«Se le banche continuano a far soldi con la finanza, stanno solo preparando la prossima crisi». Giulio Tremonti non si arrende e lancia nuove stilettate verso gli istituti di credito italiani. Al Ministro dell’Economia non sono piaciute le ultime prese di posizione delle banche determinate a non ricorrere allo strumento dei Tremonti bond come auspicato dal numero uno di via XX Settembre.
Le ultime dichiarazioni del ministro sono giunte ad alcuni giorni di distanza dalla decisione di Intesa Sanpaolo e UniCredit di non utilizzare i bond. I due istituti di credito hanno infatti optato per soluzioni maggiormente autonome: Intesa Sanpaolo per una emissione di strumenti ibridi per 1,5 miliardi di Euro e UniCredit con un aumento di capitale pari a circa 4 miliardi di Euro. Una scelta che non sembra essere piaciuta a Giulio Tremonti, nonostante gli apprezzamenti formulati dalle due banche nei confronti dell’operato del governo per arginare la crisi e stabilizzare il sistema finanziario.
Le strade intraprese da Intesa Sanpaolo e UniCredit si uniscono alle scelte operate da altri istituti di credito per evitare l’adozione degli ormai celebri bond. Il gruppo guidato da Alessandro Profumo procederà all’emissione di azioni ordinarie da offrire in opzione ai soci già titolari di pacchetti azionari ordinari e ai portatori di azioni di risparmio. Salvo cambiamenti e incassato il via libera dell’assemblea dei soci, l’operazione si potrebbe concludere entro il primo trimestre del prossimo anno.
Intesa Sanpaolo ha invece confermato la propria strategia tesa a rafforzare il segmento patrimoniale e la crescita. Considerate le proprie buone prestazioni, il gruppo ha deciso di emettere circa 1,5 miliardi di Euro di Tier 1 capital e di stringere i tempi per le dismissioni totali e parziali, l’avvio di nuove partnership e le strategie legate alle quotazioni. Un piano complesso che dovrebbe consentire all’istituto di credito di affrontare i prossimi mesi con sufficienti risorse, evitando così l’adozione dei Tremonti bond.
Tali strumenti, ha però ricordato Tremonti «sono stati chiesti dalle banche non solo italiane con una pressione enorme: il Tesoro non era entusiasta di indebitarsi per sottoscrivere quei titoli. […] Le banche devono dare quei soldi alle imprese, quelle che non li vogliono, non li vogliono dare alle imprese. Le banche che li hanno avuti, come il Credito Valtellinese e Bpm, lo hanno fatto al servizio delle imprese, rispettando un codice etico, dei meccanismi di compensi controllati dal Parlamento».

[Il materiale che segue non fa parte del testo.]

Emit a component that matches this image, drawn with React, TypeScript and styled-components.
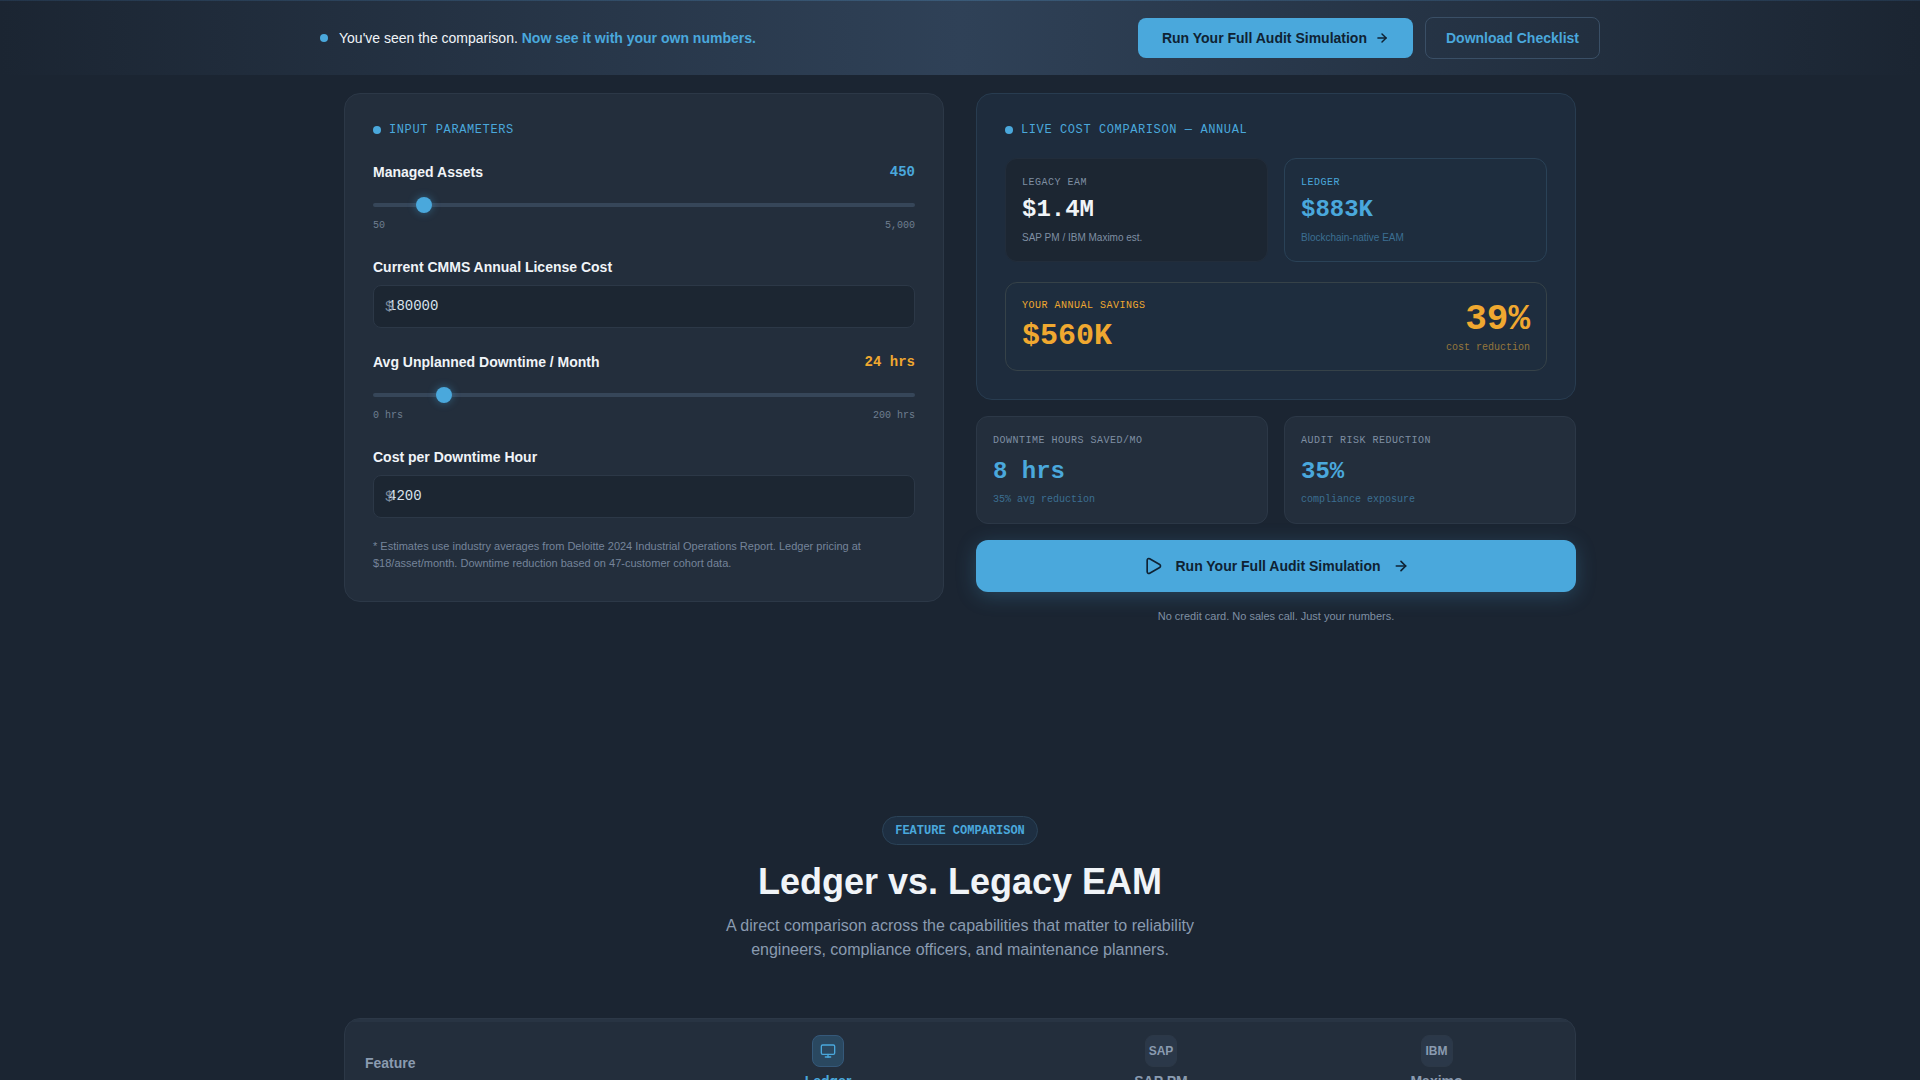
import { useState } from "react";
import styled, { createGlobalStyle } from "styled-components";
import { ArrowRight, Monitor, Play } from "lucide-react";

const GlobalStyle = createGlobalStyle`
  html, body {
    margin: 0;
    padding: 0;
    height: 1080px;
    overflow: hidden;
    background: #1b2532;
  }
  * {
    box-sizing: border-box;
  }
`;

const blue = "#4aa8dc";
const amber = "#f0a830";
const sans = `"Liberation Sans", Arial, sans-serif`;
const mono = `"Liberation Mono", "Courier New", monospace`;

const Page = styled.div`
  height: 1080px;
  overflow: hidden;
  background: #1b2532;
  font-family: ${sans};
  color: #f0f4f8;
`;

const TopBar = styled.div`
  height: 75px;
  border-top: 1px solid;
  border-image: linear-gradient(90deg, #23354a, #3a5a78 50%, #23354a) 1;
  background: linear-gradient(90deg, #1b2532 0%, #2f4157 50%, #1b2532 100%);
`;

const TopBarInner = styled.div`
  max-width: 1280px;
  height: 74px;
  margin: 0 auto;
  display: flex;
  align-items: center;
  justify-content: space-between;
`;

const TopMessage = styled.div`
  display: flex;
  align-items: center;
  gap: 11px;
  font-size: 14px;
  color: #f0f4f8;
  strong {
    color: ${blue};
    font-weight: 700;
  }
`;

const TopDot = styled.span`
  width: 8px;
  height: 8px;
  border-radius: 50%;
  background: ${blue};
`;

const TopActions = styled.div`
  display: flex;
  align-items: center;
  gap: 12px;
`;

const PrimaryButton = styled.button`
  height: 40px;
  padding: 0 24px;
  display: flex;
  align-items: center;
  gap: 8px;
  border: none;
  border-radius: 8px;
  background: ${blue};
  color: #0f2233;
  font-family: ${sans};
  font-size: 14px;
  font-weight: 700;
  cursor: pointer;
`;

const GhostButton = styled.button`
  height: 42px;
  padding: 0 20px;
  border: 1px solid #3a4f66;
  border-radius: 8px;
  background: transparent;
  color: ${blue};
  font-family: ${sans};
  font-size: 14px;
  font-weight: 700;
  cursor: pointer;
`;

const Container = styled.div`
  width: 1232px;
  margin: 0 auto;
`;

const Columns = styled.div`
  display: grid;
  grid-template-columns: 600px 600px;
  gap: 32px;
  align-items: start;
  margin-top: 18px;
  height: 531px;
`;

const Panel = styled.div<{ $live?: boolean }>`
  padding: 28px;
  border-radius: 16px;
  border: 1px solid ${(p) => (p.$live ? "#283c50" : "#2c3847")};
  background: ${(p) => (p.$live ? "#1e2c3d" : "#232e3c")};
`;

const PanelTitle = styled.div`
  display: flex;
  align-items: center;
  gap: 8px;
  height: 15px;
  font-family: ${mono};
  font-size: 12px;
  letter-spacing: 0.6px;
  color: ${blue};
  &::before {
    content: "";
    width: 8px;
    height: 8px;
    border-radius: 50%;
    background: ${blue};
  }
`;

const Fields = styled.div`
  display: flex;
  flex-direction: column;
  gap: 24px;
  margin-top: 25px;
`;

const Field = styled.div``;

const FieldHead = styled.div`
  display: flex;
  align-items: center;
  justify-content: space-between;
  height: 20px;
`;

const FieldLabel = styled.label`
  font-size: 14px;
  font-weight: 700;
  color: #f0f4f8;
`;

const FieldValue = styled.span<{ $amber?: boolean }>`
  font-family: ${mono};
  font-size: 14px;
  font-weight: 700;
  color: ${(p) => (p.$amber ? amber : blue)};
`;

const Range = styled.input`
  display: block;
  width: 100%;
  height: 16px;
  margin: 15px 0 0;
  appearance: none;
  background: transparent;
  &::-webkit-slider-runnable-track {
    height: 4px;
    border-radius: 2px;
    background: #364659;
  }
  &::-webkit-slider-thumb {
    appearance: none;
    width: 16px;
    height: 16px;
    margin-top: -6px;
    border-radius: 50%;
    background: ${blue};
    box-shadow: 0 0 8px rgba(74, 168, 220, 0.45);
  }
`;

const RangeEnds = styled.div`
  display: flex;
  justify-content: space-between;
  margin-top: 6px;
  height: 14px;
  line-height: 14px;
  font-family: ${mono};
  font-size: 10px;
  color: #6f7e90;
`;

const MoneyBox = styled.div`
  position: relative;
  margin-top: 8px;
`;

const MoneySign = styled.span`
  position: absolute;
  left: 12px;
  top: 50%;
  transform: translateY(-50%);
  font-family: ${mono};
  font-size: 14px;
  color: #7b8a9c;
`;

const MoneyInput = styled.input`
  display: block;
  width: 100%;
  height: 43px;
  padding: 0 14px 1px;
  border: 1px solid #2c3847;
  border-radius: 8px;
  background: #1c2632;
  color: #d8e2ec;
  font-family: ${mono};
  font-size: 14px;
  outline: none;
`;

const Footnote = styled.p`
  margin: 20px 0 1px;
  font-size: 11px;
  line-height: 17px;
  color: #75849a;
`;

const RightColumn = styled.div`
  display: flex;
  flex-direction: column;
  gap: 16px;
`;

const TwoUp = styled.div<{ $first?: boolean }>`
  display: grid;
  grid-template-columns: 1fr 1fr;
  gap: 16px;
  margin-top: ${(p) => (p.$first ? "21px" : "0")};
`;

const CostCard = styled.div<{ $ledger?: boolean }>`
  height: 104px;
  padding: 17px 16px 16px;
  border-radius: 12px;
  border: 1px solid ${(p) => (p.$ledger ? "#2a4257" : "#222d3b")};
  background: ${(p) => (p.$ledger ? "#1e2d3e" : "#1c2632")};
`;

const SmallCaps = styled.div<{ $color: string }>`
  height: 14px;
  line-height: 14px;
  font-family: ${mono};
  font-size: 10px;
  letter-spacing: 0.5px;
  color: ${(p) => p.$color};
`;

const CostValue = styled.div<{ $color: string }>`
  margin-top: 6px;
  height: 28px;
  line-height: 28px;
  font-family: ${mono};
  font-size: 24px;
  font-weight: 700;
  color: ${(p) => p.$color};
`;

const CostNote = styled.div<{ $color: string }>`
  margin-top: 7px;
  font-size: 10px;
  line-height: 13px;
  color: ${(p) => p.$color};
`;

const SavingsBox = styled.div`
  display: flex;
  align-items: center;
  justify-content: space-between;
  height: 89px;
  margin-top: 20px;
  padding: 0 16px;
  border-radius: 12px;
  border: 1px solid #364248;
  background: #1e2d3e;
`;

const SavingsLeft = styled.div`
  margin-top: -1px;
`;

const SavingsValue = styled.div`
  margin-top: 5px;
  line-height: 36px;
  font-family: ${mono};
  font-size: 30px;
  font-weight: 700;
  color: ${amber};
`;

const SavingsRight = styled.div`
  text-align: right;
`;

const SavingsPct = styled.div`
  line-height: 40px;
  font-family: ${mono};
  font-size: 36px;
  font-weight: 700;
  color: ${amber};
`;

const SavingsNote = styled.div`
  margin-top: 1px;
  line-height: 13px;
  font-family: ${mono};
  font-size: 10px;
  color: #96773c;
`;

const StatCard = styled.div`
  height: 108px;
  padding: 17px 16px 16px;
  border-radius: 12px;
  border: 1px solid #2c3847;
  background: #232e3c;
`;

const StatValue = styled(CostValue)`
  margin-top: 10px;
`;

const StatNote = styled.div`
  margin-top: 7px;
  line-height: 13px;
  font-family: ${mono};
  font-size: 10px;
  color: #3c6f92;
`;

const RunButton = styled.button`
  display: flex;
  align-items: center;
  justify-content: center;
  gap: 12px;
  width: 100%;
  height: 52px;
  border: none;
  border-radius: 12px;
  background: ${blue};
  color: #0f2233;
  font-family: ${sans};
  font-size: 14px;
  font-weight: 700;
  box-shadow: 0 4px 20px rgba(74, 168, 220, 0.25);
  cursor: pointer;
`;

const RunNote = styled.div`
  margin-top: 2px;
  text-align: center;
  font-size: 11px;
  line-height: 13px;
  color: #7f8fa3;
`;

const SectionHead = styled.div`
  display: flex;
  flex-direction: column;
  align-items: center;
  margin-top: 192px;
`;

const Pill = styled.div`
  height: 29px;
  padding: 0 12px;
  display: flex;
  align-items: center;
  border-radius: 15px;
  border: 1px solid #2b4358;
  background: #1e2f42;
  font-family: ${mono};
  font-size: 12px;
  font-weight: 700;
  color: ${blue};
`;

const Heading = styled.h2`
  margin: 15px 0 0;
  font-size: 36px;
  font-weight: 700;
  line-height: 44px;
  color: #f0f4f8;
`;

const SubHeading = styled.p`
  margin: 10px 0 0;
  width: 520px;
  text-align: center;
  font-size: 16px;
  line-height: 24px;
  color: #8a9bb0;
`;

const TableCard = styled.div`
  margin-top: 56px;
  height: 200px;
  border-radius: 16px;
  border: 1px solid #2c3847;
  background: #232e3c;
  overflow: hidden;
`;

const TableHead = styled.div`
  display: grid;
  grid-template-columns: 287px 392px 274px 277px;
  padding-top: 13px;
  border-top: 3px solid #283443;
`;

const FeatureCell = styled.div`
  padding: 20px 0 0 20px;
  font-size: 14px;
  font-weight: 700;
  color: #8a9bb0;
`;

const VendorCell = styled.div`
  display: flex;
  flex-direction: column;
  align-items: center;
  gap: 6px;
`;

const VendorIcon = styled.div<{ $ledger?: boolean }>`
  width: 32px;
  height: 32px;
  display: flex;
  align-items: center;
  justify-content: center;
  border-radius: 8px;
  border: 1px solid ${(p) => (p.$ledger ? "#35597a" : "#2c3847")};
  background: ${(p) => (p.$ledger ? "#2a4860" : "#2b3849")};
  color: ${(p) => (p.$ledger ? blue : "#8a9bb0")};
  font-size: 12px;
  font-weight: 700;
`;

const VendorName = styled.div<{ $ledger?: boolean }>`
  font-size: 14px;
  font-weight: 700;
  color: ${(p) => (p.$ledger ? blue : "#8a9bb0")};
`;

const App = () => {
  const [assets, setAssets] = useState(450);
  const [license, setLicense] = useState("180000");
  const [downtime, setDowntime] = useState(24);
  const [hourCost, setHourCost] = useState("4200");

  return (
    <Page>
      <GlobalStyle />
      <TopBar>
        <TopBarInner>
          <TopMessage>
            <TopDot />
            <span>
              You've seen the comparison. <strong>Now see it with your own numbers.</strong>
            </span>
          </TopMessage>
          <TopActions>
            <PrimaryButton>
              Run Your Full Audit Simulation
              <ArrowRight size={14} strokeWidth={2.5} />
            </PrimaryButton>
            <GhostButton>Download Checklist</GhostButton>
          </TopActions>
        </TopBarInner>
      </TopBar>

      <Container>
        <Columns>
          <Panel>
            <PanelTitle>INPUT PARAMETERS</PanelTitle>
            <Fields>
              <Field>
                <FieldHead>
                  <FieldLabel>Managed Assets</FieldLabel>
                  <FieldValue>{assets}</FieldValue>
                </FieldHead>
                <Range
                  type="range"
                  min={50}
                  max={5000}
                  value={assets}
                  onChange={(e) => setAssets(Number(e.target.value))}
                />
                <RangeEnds>
                  <span>50</span>
                  <span>5,000</span>
                </RangeEnds>
              </Field>
              <Field>
                <FieldHead>
                  <FieldLabel>Current CMMS Annual License Cost</FieldLabel>
                </FieldHead>
                <MoneyBox>
                  <MoneySign>$</MoneySign>
                  <MoneyInput value={license} onChange={(e) => setLicense(e.target.value)} />
                </MoneyBox>
              </Field>
              <Field>
                <FieldHead>
                  <FieldLabel>Avg Unplanned Downtime / Month</FieldLabel>
                  <FieldValue $amber>{downtime} hrs</FieldValue>
                </FieldHead>
                <Range
                  type="range"
                  min={0}
                  max={200}
                  value={downtime}
                  onChange={(e) => setDowntime(Number(e.target.value))}
                />
                <RangeEnds>
                  <span>0 hrs</span>
                  <span>200 hrs</span>
                </RangeEnds>
              </Field>
              <Field>
                <FieldHead>
                  <FieldLabel>Cost per Downtime Hour</FieldLabel>
                </FieldHead>
                <MoneyBox>
                  <MoneySign>$</MoneySign>
                  <MoneyInput value={hourCost} onChange={(e) => setHourCost(e.target.value)} />
                </MoneyBox>
              </Field>
            </Fields>
            <Footnote>
              * Estimates use industry averages from Deloitte 2024 Industrial Operations Report. Ledger pricing at
              $18/asset/month. Downtime reduction based on 47-customer cohort data.
            </Footnote>
          </Panel>

          <RightColumn>
            <Panel $live>
              <PanelTitle>LIVE COST COMPARISON — ANNUAL</PanelTitle>
              <TwoUp $first>
                <CostCard>
                  <SmallCaps $color="#7f8fa3">LEGACY EAM</SmallCaps>
                  <CostValue $color="#f0f4f8">$1.4M</CostValue>
                  <CostNote $color="#7f8fa3">SAP PM / IBM Maximo est.</CostNote>
                </CostCard>
                <CostCard $ledger>
                  <SmallCaps $color={blue}>LEDGER</SmallCaps>
                  <CostValue $color={blue}>$883K</CostValue>
                  <CostNote $color="#3c6f92">Blockchain-native EAM</CostNote>
                </CostCard>
              </TwoUp>
              <SavingsBox>
                <SavingsLeft>
                  <SmallCaps $color={amber}>YOUR ANNUAL SAVINGS</SmallCaps>
                  <SavingsValue>$560K</SavingsValue>
                </SavingsLeft>
                <SavingsRight>
                  <SavingsPct>39%</SavingsPct>
                  <SavingsNote>cost reduction</SavingsNote>
                </SavingsRight>
              </SavingsBox>
            </Panel>

            <TwoUp>
              <StatCard>
                <SmallCaps $color="#7f8fa3">DOWNTIME HOURS SAVED/MO</SmallCaps>
                <StatValue $color={blue}>8 hrs</StatValue>
                <StatNote>35% avg reduction</StatNote>
              </StatCard>
              <StatCard>
                <SmallCaps $color="#7f8fa3">AUDIT RISK REDUCTION</SmallCaps>
                <StatValue $color={blue}>35%</StatValue>
                <StatNote>compliance exposure</StatNote>
              </StatCard>
            </TwoUp>

            <RunButton>
              <Play size={20} strokeWidth={2} />
              Run Your Full Audit Simulation
              <ArrowRight size={16} strokeWidth={2.5} />
            </RunButton>
            <RunNote>No credit card. No sales call. Just your numbers.</RunNote>
          </RightColumn>
        </Columns>

        <SectionHead>
          <Pill>FEATURE COMPARISON</Pill>
          <Heading>Ledger vs. Legacy EAM</Heading>
          <SubHeading>
            A direct comparison across the capabilities that matter to reliability engineers, compliance officers, and
            maintenance planners.
          </SubHeading>
        </SectionHead>

        <TableCard>
          <TableHead>
            <FeatureCell>Feature</FeatureCell>
            <VendorCell>
              <VendorIcon $ledger>
                <Monitor size={16} strokeWidth={2} />
              </VendorIcon>
              <VendorName $ledger>Ledger</VendorName>
            </VendorCell>
            <VendorCell>
              <VendorIcon>SAP</VendorIcon>
              <VendorName>SAP PM</VendorName>
            </VendorCell>
            <VendorCell>
              <VendorIcon>IBM</VendorIcon>
              <VendorName>Maximo</VendorName>
            </VendorCell>
          </TableHead>
        </TableCard>
      </Container>
    </Page>
  );
};

export default App;
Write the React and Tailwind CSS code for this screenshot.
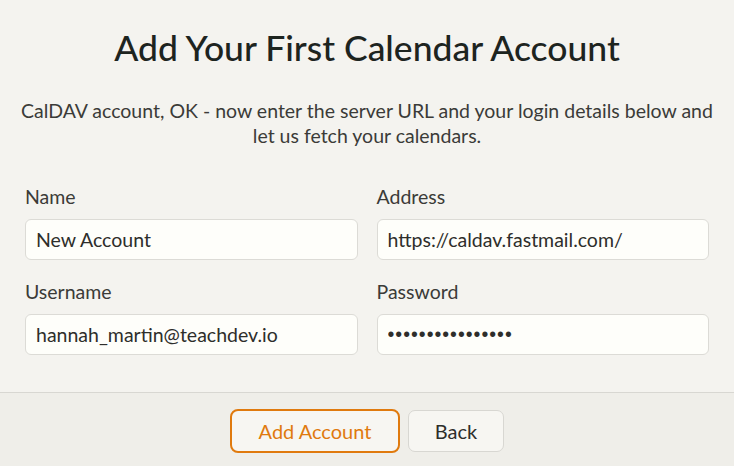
import React from 'react';

const font = { fontFamily: 'Lato, "Noto Sans", sans-serif' };

function Field({ label, value, secret }) {
  return (
    <div className="flex flex-col">
      <label className="text-[19.5px] leading-[24px] text-[#3b3b38] mb-[10px]">{label}</label>
      {secret ? (
        <input
          type="text"
          readOnly
          value={value}
          className="h-[41px] w-full rounded-[6px] border border-[#dcdbd6] bg-[#fefefa] px-[10px] font-['Liberation_Sans',sans-serif] text-[19.5px] tracking-[1px] text-[#2e2e2b] outline-none"
        />
      ) : (
        <input
          type="text"
          defaultValue={value}
          className="h-[41px] w-full rounded-[6px] border border-[#dcdbd6] bg-[#fefefa] px-[10px] text-[19.5px] text-[#2e2e2b] outline-none"
        />
      )}
    </div>
  );
}

export default function App() {
  return (
    <div className="flex h-[466px] w-[734px] flex-col bg-[#f4f3ef]" style={font}>
      <div className="flex-1 px-[10px] pt-[26px]">
        <h1 className="text-center text-[35.5px] leading-[44px] font-medium text-[#1d241f]">
          Add Your First Calendar Account
        </h1>
        <p className="mt-[28px] text-center text-[19.5px] leading-[25px] text-[#3b3b38] whitespace-nowrap">
          CalDAV account, OK - now enter the server URL and your login details below and
          <br />
          let us fetch your calendars.
        </p>
        <div className="mt-[37px] grid grid-cols-2 gap-x-[19px] gap-y-[20px] px-[15px]">
          <Field label="Name" value="New Account" />
          <Field label="Address" value="https://caldav.fastmail.com/" />
          <Field label="Username" value="hannah_martin@teachdev.io" />
          <Field label="Password" value="••••••••••••••••" secret />
        </div>
      </div>
      <div className="flex h-[74px] items-center justify-center gap-[8px] border-t border-[#d8d7d2] bg-[#efeee9]">
        <button className="mt-[2px] h-[44px] w-[170px] rounded-[8px] border-2 border-[#e07a0e] bg-[#f7f6f2] text-[20px] text-[#e07a0e]">
          Add Account
        </button>
        <button className="mt-[2px] h-[42px] w-[96px] rounded-[7px] border border-[#d8d7d2] bg-[#f7f6f2] text-[20px] text-[#2e2e2b]">
          Back
        </button>
      </div>
    </div>
  );
}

Mantenendo alti i toni del confronto con le banche, il ministro ha dunque voluto ribadire un punto chiave del suo pensiero sulla questione: i bond non sono stati concepiti per aiutare le banche, ma per dare ossigeno alle imprese tramite nuovo credito. Gli istituti bancari devono dunque essere il tramite per le soluzioni espansive del credito previste dal Governo e non i primi beneficiari. Un punto ribadito in più occasioni dal ministro e in un certo senso condiviso dalla quasi totalità delle banche italiane.
Nonostante non abbiano adottato i Tremonti bond, infatti, molti istituti di credito hanno ugualmente provveduto ad attivare iniziative autonome per alleviare il periodo di sofferenza delle imprese, anche di piccole dimensioni. UniCredit, per esempio, ha avviato insieme ad alcune associazioni di categoria l’iniziativa SOS Imprese Italia, un progetto che mira a fornire una scialuppa di salvataggio per le piccole imprese messe a dura prova dall’attuale difficile congiuntura economica.
A causa della crisi, la contrazione annuale dei prestiti bancari a breve e medio periodo è stata comunque consistente e proprio su questo punto sembrano far leva le critiche di Giulio Tremonti, che avrebbe desiderato un altro tipo di risposta da parte delle banche in merito ai bond. Tuttavia, il destino di questi strumenti sembra essere ormai segnato.